Depois da Via Expressa ficamos mais a vontade. No outro dia escalamos com outras duas duplas a via Normal, de 240m, que dá acesso ao cume do Morro do Napoleão, na face oeste. O grau de dificuldade é de 3º com lance de V, e exposição E2. A parede é positiva no último trecho e fizemos essa parte sem a corda estar amarrada a cadeirinha. Foi lindo ver o por do sol de lá caindo atrás do Morro da Toca. Enquanto isso, Matheus e Rafael escalavam a via O Jardineiro, um 6º com lance de VIIa e exposição E3, com 310m, no Morro do Enxadão. Já de noite, do Morro do Napoleão deu para ver só os pontinhos de luz deles escalando a via.
DICIONÁRIO E DICAS
Vias esportivas, em geral, tem 30m.
Multi pitch, em bom português, significa múltiplas paradas. É quando se escala vias longas, com mais de 30m, e os escaladores precisam dividir a escalada em várias enfiadas (ou cordadas) até chegar ao fim da via.
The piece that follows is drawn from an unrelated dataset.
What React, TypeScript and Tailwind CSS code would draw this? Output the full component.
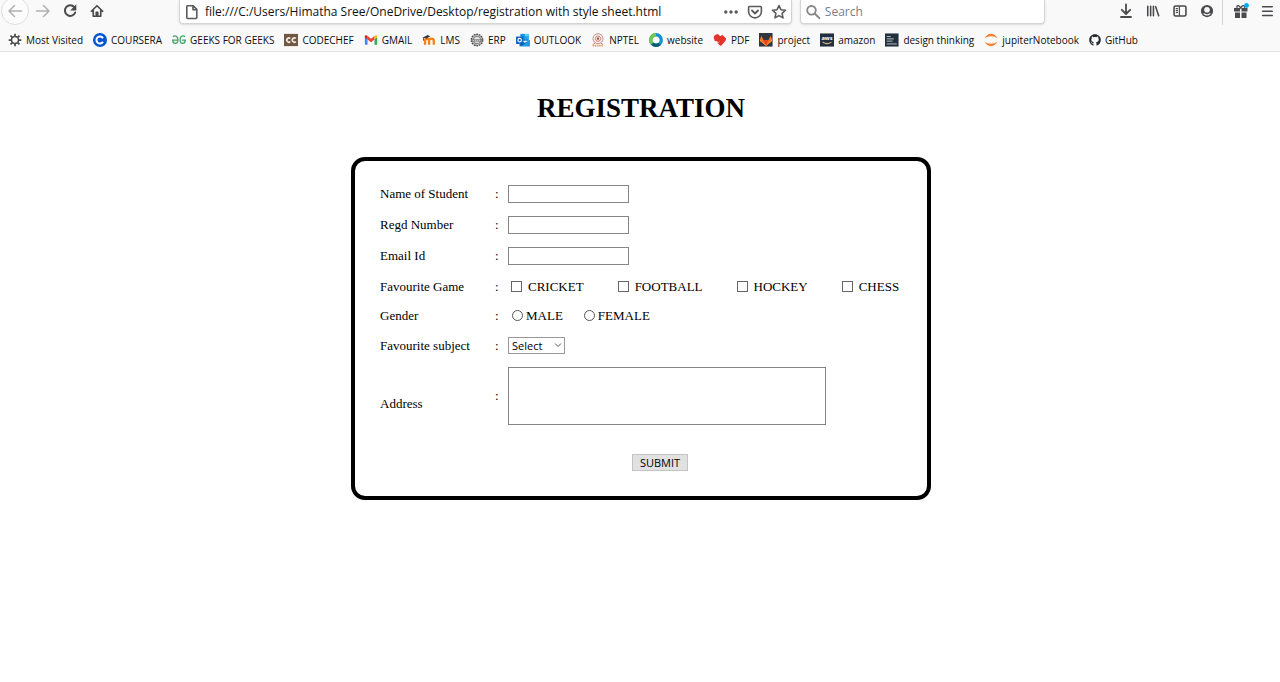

ATC é um dos vários equipamentos freio utilizado pelo participante que está fazendo a segurança do escalador. Além de servir como freio, é o equipamento mais comumente utilizado para o rapel após o fim da escalada.
Agarras são os lugares na rocha onde você apoia mãos e pés para escalar. Elas podem ser de vários jeitos e formas e tamanhos.
Inselbergues são essas formações rochosas que aparecem nas fotos. São geralmente formações monolíticas e que emergem abruptamente do solo formando umas "ilhas de rocha".
Use sempre capacete.
Respeite a natureza e os escaladores locais.